Jesus' conflict with the religious leaders was heightened with His entry into Jerusalem, the seat of Judaism and location of the temple. His bold actions in cleansing the temple and bold teaching confronted them on their own turf and could not be ignored. His actions forced them to either accept Him or reject Him, and they made their choice, solidifying that choice by "looking for a way to destroy Him." (11:18) Now, in chapter 12, we see an effort on the part of the leaders to accomplish their plan to destroy Jesus. Repeatedly they confronted Jesus with questions designed to trap Him and thus discredit Him before the people and also give them reason to arrest Him. These challenges, however, became teaching opportunities for Jesus to instruct the crowd and the leaders.

Following a challenge to Jesus, beginning in 11:28 and following, Jesus responded by telling a parable, which is recorded in the opening verses of chapter 12. The challenge to Jesus in the last verses of chapter 11 questioned His authority. Basically it was questioning who He was. This parable at the beginning of chapter 12 is essentially telling them that He is the Son of the vineyard owner, who represents God. In other words, He is the Son of God. In addition, it serves as a warning to them to reconsider the course they have chosen. The message to them is that if they kill the Son of God, God will do to them what the vineyard owner did to the tenant farmers.
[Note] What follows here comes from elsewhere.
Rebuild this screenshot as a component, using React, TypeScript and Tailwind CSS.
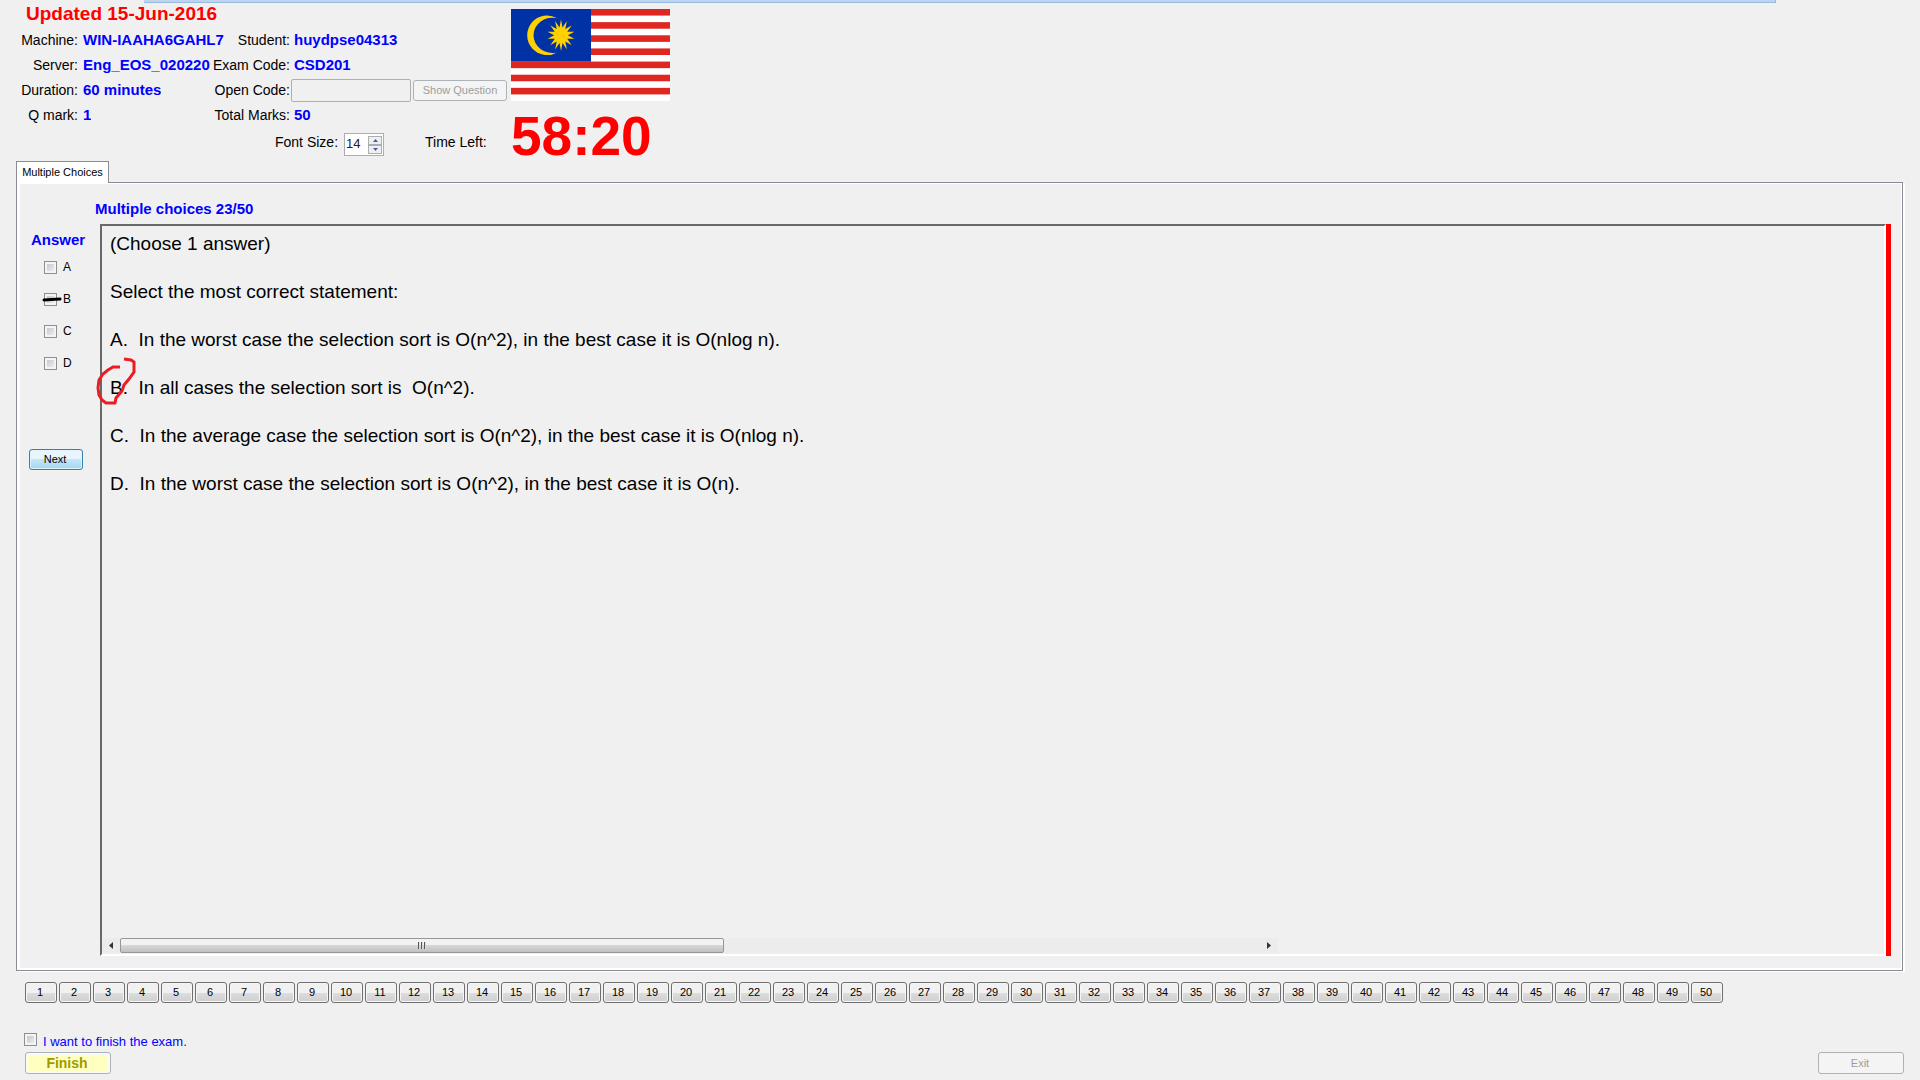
import React from "react";

const questionNumbers = Array.from({ length: 50 }, (_, i) => i + 1);

const lines = [
  "(Choose 1 answer)",
  "Select the most correct statement:",
  "A.  In the worst case the selection sort is O(n^2), in the best case it is O(nlog n).",
  "B.  In all cases the selection sort is  O(n^2).",
  "C.  In the average case the selection sort is O(n^2), in the best case it is O(nlog n).",
  "D.  In the worst case the selection sort is O(n^2), in the best case it is O(n).",
];

const checkboxClass =
  "block size-[13px] shrink-0 appearance-none border border-[#8e8f8f] bg-linear-to-br from-[#b9bfc7] to-[#f6f6f6] shadow-[inset_0_0_0_2px_#f4f4f4] checked:bg-[#3c7fb1]";

function starPoints(cx: number, cy: number, rx: number, ry: number) {
  return Array.from({ length: 28 }, (_, i) => {
    const k = i % 2 === 0 ? 1 : 0.5;
    const a = (i * Math.PI) / 14;
    return `${(cx + Math.sin(a) * rx * k).toFixed(2)},${(cy - Math.cos(a) * ry * k).toFixed(2)}`;
  }).join(" ");
}

function Flag() {
  return (
    <svg width="159" height="92" viewBox="0 0 159 92" role="img" aria-label="Flag of Malaysia" className="block">
      <rect width="159" height="92" fill="#fff" />
      {[0, 1, 2, 3, 4, 5, 6].map((i) => (
        <rect key={i} y={(i * 184) / 14} width="159" height={92 / 14} fill="#de2720" />
      ))}
      <rect width="80" height="52.6" fill="#0032a5" />
      <path d="M46 9.2A19.8 19.8 0 1 0 46 43.4A19 17.6 0 1 1 46 9.2Z" fill="#ffd100" />
      <polygon points={starPoints(50, 26.3, 13.7, 15.8)} fill="#ffd100" />
    </svg>
  );
}

interface InfoRowProps {
  label: string;
  value: string;
  label2: string;
  htmlFor?: string;
  children: React.ReactNode;
}

function InfoRow({ label, value, label2, htmlFor, children }: InfoRowProps) {
  return (
    <div className="flex h-[25px] items-center whitespace-nowrap">
      <span className="w-[78px] shrink-0 text-right">{label}</span>
      <div className="ml-[5px] flex w-[207px] shrink-0 items-center justify-between">
        <span className="min-w-0 overflow-hidden text-[15px] font-bold text-[#0000ff]">{value}</span>
        <label htmlFor={htmlFor} className="shrink-0">{label2}</label>
      </div>
      {children}
    </div>
  );
}

function Header() {
  return (
    <header className="flex text-[14px]">
      <div className="w-[511px] shrink-0">
        <h1 className="pb-[3px] pl-[26px] text-[19px] leading-[22px] font-bold text-[#ff0000]">Updated 15-Jun-2016</h1>
        <InfoRow label="Machine:" value="WIN-IAAHA6GAHL7" label2="Student:">
          <span className="ml-1 text-[15px] font-bold text-[#0000ff]">huydpse04313</span>
        </InfoRow>
        <InfoRow label="Server:" value="Eng_EOS_020220" label2="Exam Code:">
          <span className="ml-1 text-[15px] font-bold text-[#0000ff]">CSD201</span>
        </InfoRow>
        <InfoRow label="Duration:" value="60 minutes" label2="Open Code:" htmlFor="open-code">
          <input id="open-code" type="text" disabled className="ml-px h-[23px] w-[120px] rounded-xs border border-[#afafaf] px-1" />
          <button type="button" disabled className="ml-0.5 h-[21px] w-[94px] rounded-[3px] border border-[#adb2b5] bg-[#f4f4f4] text-[11px] text-[#9d9d9d]">
            Show Question
          </button>
        </InfoRow>
        <InfoRow label="Q mark:" value="1" label2="Total Marks:">
          <span className="ml-1 text-[15px] font-bold text-[#0000ff]">50</span>
        </InfoRow>
        <div className="mt-[5px] flex items-start pl-[275px]">
          <label htmlFor="font-size" className="w-[69px] leading-[18px]">Font Size:</label>
          <div className="flex h-[23px] w-10 items-center justify-between border border-[#abadb3] bg-white px-px">
            <input id="font-size" type="text" defaultValue="14" className="w-5 pb-0.5 text-[13px] text-[#222]" />
            <div className="flex flex-col">
              {["Increase", "Decrease"].map((name, i) => (
                <button key={name} type="button" aria-label={`${name} font size`} className="flex h-[9px] w-3.5 items-center justify-center border border-[#abadb3] bg-[#efefef]">
                  <svg width="5" height="3" viewBox="0 0 5 3">
                    <path d={i === 0 ? "M0 3L2.5 0L5 3Z" : "M0 0L2.5 3L5 0Z"} fill="#4459b0" />
                  </svg>
                </button>
              ))}
            </div>
          </div>
          <span className="ml-[41px] leading-[18px]">Time Left:</span>
        </div>
      </div>
      <div className="pt-1.5">
        <Flag />
        <div className="mt-[11px] text-[55px] leading-[48px] font-bold text-[#ff0000]">58:20</div>
      </div>
    </header>
  );
}

function AnswerColumn() {
  return (
    <aside className="w-[80px] shrink-0 pt-1.5 pl-[11px]">
      <h3 className="text-[15px] leading-5 font-bold text-[#0000ff]">Answer</h3>
      <div className="pt-px pl-[13px]">
        {["A", "B", "C", "D"].map((name) => (
          <label key={name} className="relative flex h-8 items-center gap-1.5 text-[12px]">
            <input type="checkbox" className={checkboxClass} />
            {name}
            {name === "B" && (
              <svg width="21" height="5" viewBox="0 0 21 5" className="absolute top-3.5 -left-0.5">
                <path d="M2 3L9 2.5L18 2" fill="none" stroke="#000" strokeWidth="3" strokeLinecap="round" />
              </svg>
            )}
          </label>
        ))}
      </div>
      <button type="button" className="mt-[70px] -ml-0.5 block h-[21px] w-[54px] rounded-[3px] border border-[#3c7fb1] bg-linear-to-b from-[#e8f5fc] from-50% via-[#c4e5f6] via-50% to-[#a2d7f3] pr-0.5 text-[11px] shadow-[inset_0_0_0_1px_#dff3fd]">
        Next
      </button>
    </aside>
  );
}

function ScrollBar() {
  return (
    <div className="mb-px flex h-[15px] w-[66%] items-center bg-[#ececec]">
      <button type="button" aria-label="Scroll left" className="flex w-[18px] justify-center">
        <svg width="4" height="7" viewBox="0 0 4 7"><path d="M4 0L0 3.5L4 7Z" fill="#333" /></svg>
      </button>
      <div className="flex-1">
        <div className="flex h-[15px] w-[53%] items-center justify-center gap-px rounded-xs border border-[#979797] bg-linear-to-b from-[#f2f2f2] from-45% via-[#dadada] via-45% to-[#bfc0c2]">
          {[0, 1, 2].map((i) => (
            <span key={i} className="h-[7px] w-0.5 border-l border-[#555] bg-[#ddd]" />
          ))}
        </div>
      </div>
      <button type="button" aria-label="Scroll right" className="flex w-[18px] justify-center">
        <svg width="4" height="7" viewBox="0 0 4 7"><path d="M0 0L4 3.5L0 7Z" fill="#333" /></svg>
      </button>
    </div>
  );
}

function QuestionBox() {
  return (
    <section className="flex min-w-0 flex-1 flex-col border-2 border-t-[#696969] border-r-white border-b-white border-l-[#696969]">
      <div className="flex-1 space-y-6 pt-1.5 pl-2 text-[19px] leading-6 whitespace-pre-wrap">
        {lines.map((line) => (
          <p key={line} className="relative">
            {line}
            {line.startsWith("B.") && (
              <svg width="42" height="50" viewBox="0 0 42 50" className="absolute -top-5 -left-[15px]">
                <path
                  d="M25 11H18L13 14L8 18L4 24L3 32L4 39L7 44L11 47H20L21 42L27 35L29 29L34 23L39 16V6L36 4L29 3"
                  fill="none"
                  stroke="#ed1c24"
                  strokeWidth="3"
                />
              </svg>
            )}
          </p>
        ))}
      </div>
      <ScrollBar />
    </section>
  );
}

export default function App() {
  return (
    <div className="flex min-h-screen flex-col bg-[#f0f0f0] font-['Liberation_Sans',Arial,sans-serif] text-black">
      <div className="mx-36 h-[3px] border-r border-b border-[#99bbe0] bg-[#bdd3ee]" />
      <Header />
      <div role="tablist" className="mt-px ml-4 flex">
        <button type="button" role="tab" aria-selected="true" className="relative -mb-px h-[22px] w-[93px] border border-b-0 border-[#898c95] bg-white pb-px text-[11px]">
          Multiple Choices
        </button>
      </div>
      <main className="mr-[17px] ml-4 flex flex-1 flex-col border border-[#898c95] shadow-[2px_1px_0_#fff]">
        <div className="flex flex-1 flex-col border-t border-r border-b-2 border-l-[3px] border-white pr-2.5 pb-3">
          <h2 className="pt-[15px] pb-[5px] pl-[75px] text-[15px] leading-5 font-bold text-[#0000ff]">Multiple choices 23/50</h2>
          <div className="flex flex-1">
            <AnswerColumn />
            <QuestionBox />
            <div className="w-[5px] bg-[#ff0000]" />
          </div>
        </div>
      </main>
      <footer className="pr-4 pb-1.5 pl-[25px]">
        <nav aria-label="Questions" className="flex flex-wrap gap-0.5 pt-[11px]">
          {questionNumbers.map((n) => (
            <button
              key={n}
              type="button"
              className="h-[21px] w-8 rounded-[3px] border border-[#707070] bg-linear-to-b from-[#f1f1f1] from-50% via-[#dddddd] via-50% to-[#cfcfcf] pr-0.5 text-[11px] shadow-[inset_0_0_0_1px_#f6f6f6]"
            >
              {n}
            </button>
          ))}
        </nav>
        <label className="mt-[30px] -ml-px flex h-4 w-fit items-start gap-1.5 text-[13px] leading-[18px] text-[#0000ff]">
          <input type="checkbox" className={checkboxClass} />
          I want to finish the exam.
        </label>
        <div className="mt-[3px] flex justify-between">
          <button type="button" className="h-[22px] w-[86px] rounded-[3px] border border-[#adb2b5] bg-[#ffffc0] pr-0.5 text-[14px] leading-5 font-bold text-[#a09a00] shadow-[inset_0_0_0_2px_#fafafa]">
            Finish
          </button>
          <button type="button" disabled className="h-[22px] w-[86px] rounded-[3px] border border-[#adb2b5] bg-[#f4f4f4] pr-0.5 text-[11px] text-[#9d9d9d]">
            Exit
          </button>
        </div>
      </footer>
    </div>
  );
}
He will destroy them and give the vineyard to others. Israel's privelege would be given to others. A further message, both to these Jewish leaders and also to us, is that to reject God's Son is also to reject God. Many assume to seek God while rejecting Jesus, but Jesus is the way to God, and there is no other way. As Jesus Himself said, "I am the way, the truth, and the life. No one comes to the Father except through Me."
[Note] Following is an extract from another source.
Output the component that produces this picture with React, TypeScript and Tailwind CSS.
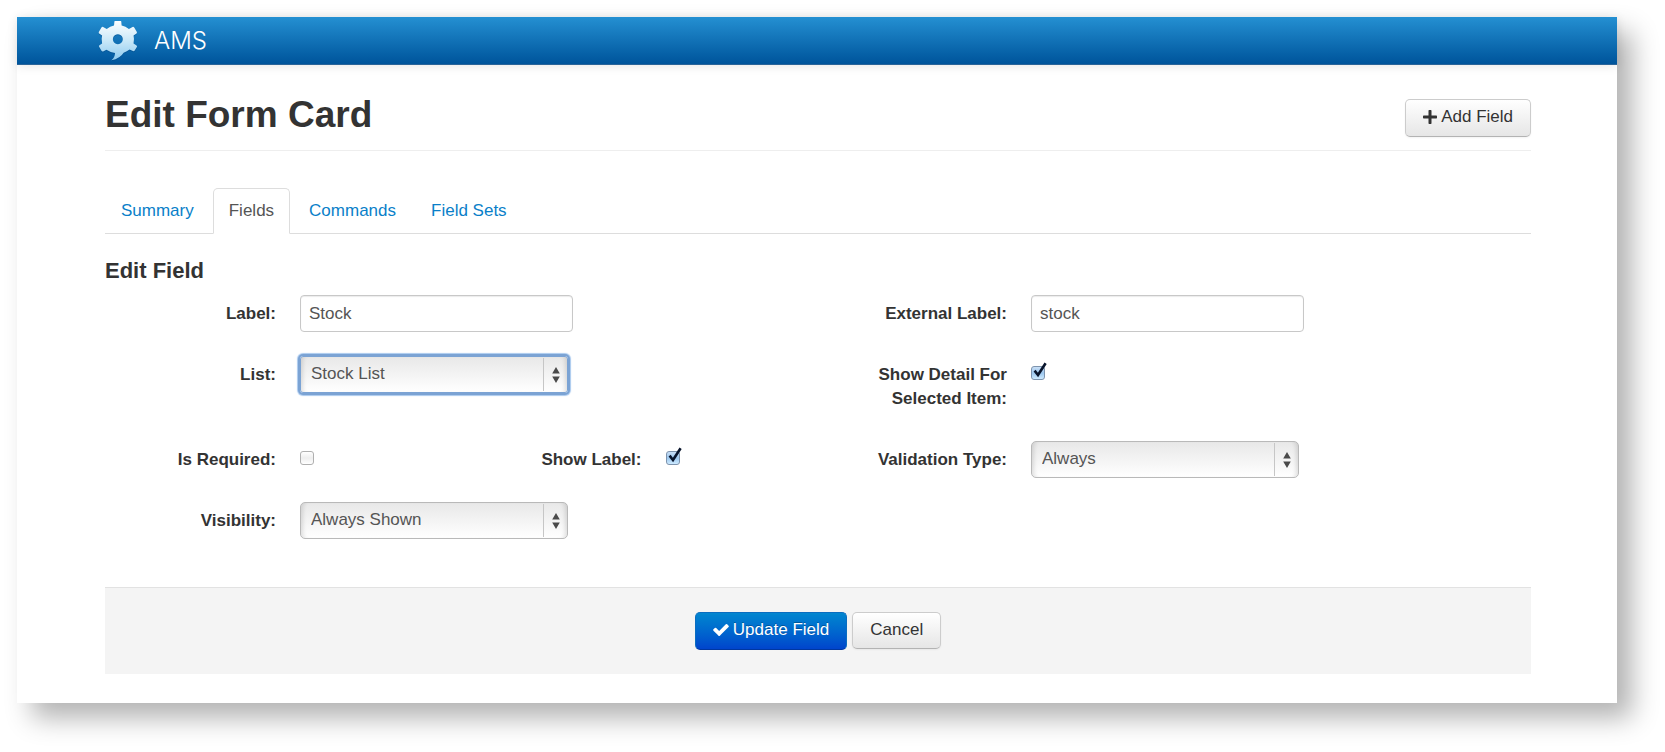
import { useState } from "react";
import type { ReactNode } from "react";

const tabs = ["Summary", "Fields", "Commands", "Field Sets"];

const gearPath =
  "M342 64Q342 62 344 62H361Q363 62 363 64L364 76Q376 78 386 86L397 80Q400 79 402 82L410 95Q411 98 409 100L400 106Q403 117 400 130L409 136Q412 138 410 141L403 152Q401 154 398 153L388 148Q380 154 370 158Q360 175 333 181Q344 172 344 159Q330 157 318 149L308 154Q305 155 303 152L296 140Q294 137 297 135L305 130Q302 117 305 106L296 100Q294 98 295 95L303 82Q305 79 308 80L319 86Q329 78 341 76ZM352 102a15 15 0 1 0 1 0z";

function Logo() {
  return (
    <svg viewBox="290 56 126 130" className="h-[43px] w-[42px]" aria-hidden="true">
      <defs>
        <linearGradient id="gear" x1="0" y1="0" x2="0" y2="1">
          <stop offset="0" stopColor="#ffffff" />
          <stop offset="0.5" stopColor="#c9e8f8" />
          <stop offset="1" stopColor="#8cc9ee" />
        </linearGradient>
      </defs>
      <path d={gearPath} fill="#003f7a" fillOpacity="0.35" fillRule="evenodd" transform="translate(0 3)" />
      <path d={gearPath} fill="url(#gear)" fillRule="evenodd" />
    </svg>
  );
}

function PlusIcon() {
  return (
    <svg viewBox="0 0 14 14" className="size-[14px]" fill="currentColor" aria-hidden="true">
      <rect x="0" y="5.500" width="14" height="3" rx="0.7" />
      <rect x="5.500" y="0" width="3" height="14" rx="0.7" />
    </svg>
  );
}

function CheckIcon() {
  return (
    <svg viewBox="121 334 1550 1188" className="h-3 w-4" fill="currentColor" aria-hidden="true">
      <path d="M1671 566q0 40-28 68l-724 724-136 136q-28 28-68 28t-68-28l-136-136-362-362q-28-28-28-68t28-68l136-136q28-28 68-28t68 28l294 295 656-657q28-28 68-28t68 28l136 136q28 28 28 68z" />
    </svg>
  );
}

function Field({ id, label, children }: { id: string; label: string; children: ReactNode }) {
  return (
    <div className="flex gap-6">
      <label htmlFor={id} className="w-[171px] shrink-0 pt-[7px] pb-1.5 pl-8 text-right font-bold">
        {label}
      </label>
      {children}
    </div>
  );
}

function TextInput({ id, initial }: { id: string; initial: string }) {
  return (
    <input
      id={id}
      type="text"
      defaultValue={initial}
      className="h-[37px] w-[273px] rounded-[4px] border border-[#c8c8c8] bg-white px-2 text-[#555] shadow-[inset_0_1px_1px_rgba(0,0,0,0.08)] outline-none"
    />
  );
}

function Select({ id, options, focused = false }: { id: string; options: string[]; focused?: boolean }) {
  return (
    <div className="relative h-[37px] w-[268px]">
      <select
        id={id}
        className={`size-full appearance-none border bg-linear-to-b from-[#e8e8e8] to-white pr-8 pb-0.5 pl-2.5 text-[#555] outline-none ${
          focused
            ? "rounded-[3px] border-[#7ba3d4] shadow-[inset_5px_0_4px_-3px_rgba(0,0,0,0.12),inset_-5px_0_4px_-3px_rgba(0,0,0,0.12),0_0_0_2px_#7ba3d4,0_0_1px_3px_#a9c9ee]"
            : "rounded-[5px] border-[#b9b9b9] shadow-[inset_5px_0_4px_-3px_rgba(0,0,0,0.12),inset_-5px_0_4px_-3px_rgba(0,0,0,0.12)]"
        }`}
      >
        {options.map((option) => (
          <option key={option}>{option}</option>
        ))}
      </select>
      <span className="pointer-events-none absolute inset-y-0.5 right-0 flex w-[25px] items-center border-l border-[#c6c6c6] pl-2">
        <svg viewBox="0 0 8 16" className="h-4 w-2" fill="#4a4a4a" aria-hidden="true">
          <path d="M4 0l3.8 6.5H.2zM4 16l3.8-6.5H.2z" />
        </svg>
      </span>
    </div>
  );
}

function Checkbox({ id, initial = false }: { id: string; initial?: boolean }) {
  return (
    <div className="relative mt-2.5 size-[14px]">
      <input
        id={id}
        type="checkbox"
        defaultChecked={initial}
        className="peer block size-full appearance-none rounded-[3px] border border-[#b0b0b0] bg-linear-to-b from-white via-[#eeeeee] to-white checked:border-[#7d93ad] checked:from-[#c9dff6] checked:via-[#9cc7ee] checked:to-[#cdeaff]"
      />
      <svg
        viewBox="0 0 14 16"
        className="pointer-events-none absolute bottom-0.5 left-0.5 hidden h-4 w-3.5 peer-checked:block"
        fill="none"
        stroke="#08142b"
        strokeWidth="2.6"
        aria-hidden="true"
      >
        <path d="M1.600 8.600L5 13L12.600 1.200" />
      </svg>
    </div>
  );
}

export default function App() {
  const [active, setActive] = useState("Fields");

  return (
    <div className="bg-white pt-[17px] pr-12 pb-12 pl-[17px] font-['Liberation_Sans',Arial,sans-serif] text-[17px] leading-6 text-[#333]">
      <div className="bg-white pb-[29px] shadow-[15px_15px_25px_rgba(0,0,0,0.3)]">
        <header className="flex h-12 items-center gap-[15px] border-b border-[#2a6499] bg-linear-to-b from-[#2490d2] to-[#00549b] pl-20 shadow-[0_1px_10px_rgba(0,0,0,0.1)]">
          <Logo />
          <span className="font-[Inter,sans-serif] text-2xl font-light text-white">AMS</span>
        </header>

        <main className="pr-[86px] pl-[88px]">
          <div className="flex items-start justify-between border-b border-[#eee] pt-[34px] pb-[13px]">
            <h1 className="text-[37px] leading-8 font-bold">Edit Form Card</h1>
            <button
              type="button"
              className="flex h-[38px] items-center gap-1 rounded-[5px] border border-[#ccc] border-b-[#b3b3b3] bg-linear-to-b from-white to-[#e6e6e6] px-[17px] pb-0.5 shadow-[0_1px_2px_rgba(0,0,0,0.05)]"
            >
              <PlusIcon />
              Add Field
            </button>
          </div>

          <nav className="mt-[37px] flex border-b border-[#ddd]">
            {tabs.map((tab) => (
              <a
                key={tab}
                href="#"
                onClick={(e) => {
                  e.preventDefault();
                  setActive(tab);
                }}
                className={`-mb-px mr-[3px] rounded-t-[5px] border px-[15px] py-2.5 ${
                  tab === active ? "border-[#ddd] border-b-white bg-white text-[#555]" : "border-transparent text-[#0a7fc9]"
                }`}
              >
                {tab}
              </a>
            ))}
          </nav>

          <form onSubmit={(e) => e.preventDefault()}>
            <h2 className="mt-[25px] mb-3 text-[22px] leading-6 font-bold">Edit Field</h2>

            <div className="grid grid-cols-2 gap-x-9 gap-y-6">
              <Field id="label" label="Label:">
                <TextInput id="label" initial="Stock" />
              </Field>
              <Field id="external-label" label="External Label:">
                <TextInput id="external-label" initial="stock" />
              </Field>

              <Field id="list" label="List:">
                <Select id="list" options={["Stock List"]} focused />
              </Field>
              <Field id="show-detail" label="Show Detail For Selected Item:">
                <Checkbox id="show-detail" initial />
              </Field>

              <div className="grid grid-cols-2 gap-x-9">
                <Field id="required" label="Is Required:">
                  <Checkbox id="required" />
                </Field>
                <Field id="show-label" label="Show Label:">
                  <Checkbox id="show-label" initial />
                </Field>
              </div>
              <Field id="validation" label="Validation Type:">
                <Select id="validation" options={["Always"]} />
              </Field>

              <Field id="visibility" label="Visibility:">
                <Select id="visibility" options={["Always Shown"]} />
              </Field>
            </div>

            <div className="mt-12 flex justify-center gap-[5px] border-t border-[#e2e2e2] bg-[#f4f4f4] py-6">
              <button
                type="submit"
                className="flex h-[38px] items-center gap-1 rounded-[5px] border border-[#0a6dc0] border-b-[#0037a0] bg-linear-to-b from-[#0486cf] to-[#0044cc] px-[17px] pb-0.5 text-white [text-shadow:0_-1px_0_rgba(0,0,0,0.25)]"
              >
                <CheckIcon />
                Update Field
              </button>
              <button
                type="button"
                className="h-[37px] rounded-[5px] border border-[#ccc] border-b-[#b3b3b3] bg-linear-to-b from-white to-[#e6e6e6] px-[17px] pb-0.5 shadow-[0_1px_2px_rgba(0,0,0,0.05)]"
              >
                Cancel
              </button>
            </div>
          </form>
        </main>
      </div>
    </div>
  );
}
The religious leaders responded to Jesus' warning about trying to destroy Him by plotting further attempts to do just that. Each attempt to trap Jesus proved unsuccessful while also providing a teaching opportunity for Jesus and another opportunity for themselves to accept rather than to reject Jesus. Through these challenges and Jesus' responses, we learn:
  • We are to respect governments, even evil governments, and give them what is due them. (verses 12-17) However, we are not to give them what is due God. For instance, in the question brought to Jesus about paying taxes to Caesar, the coin Jesus had brought to Him had not only Caesar's image but also the inscription, “Tiberius Caesar Augustus, Son of the Divine Augustus,” on one side and, “Chief Priest,” on the other side. This was a claim to divinity by the emperor and came from the cult of emperor worship. So Jesus' answer to give Caesar what was his referred to paying taxes, and giving to God what belonged to Him referred to whom we should give our worship and recognition of divinity.
  • There is, indeed, a resurrection of the dead, and that resurrected body will be like those of the angels. (verses 18-27) In this resurrected state we will no longer enter into marriage, for procreation will not be a concern. Death will have been defeated and the need to replenish the population no longer present.
  • All of the commandments are summed up in just two - Love the Lord your God with all your heart . . ., and Love your neighbor as yourself. (verses 28-34) In the accounts of this encounter found in other gospels, we learn that these two commandments actually summarize all of scripture. An accurate interpretation of all scripture must be passed through this filter - Love God and love your neighbor. But we also learn in Jesus' response to this question about the most important commandment that our efforts to obey these two important commandments is insufficient to gain entry into kingdom of God. Acceptance of Jesus as God's Son and as the Way into the kingdom is the key to entry. This was the piece the scribe in this account was missing. And although he was close to entering he needed this piece to gain entry.
  • The significance of our offerings to God are not based on the amount but on the proportion of our offering to our total wealth. (verses 38-44) The widow's offering was of no consequence compared to the large sums given by the rich. But it was greater, by far, in comparison to all she had, for it was all she had. The large sums of the rich were only a small portion of their total wealth.
Again and again, we find that the values of God's kingdom turn our human values upside down. If we are to be citizens of the kingdom we will also need to adopt the values of the kingdom.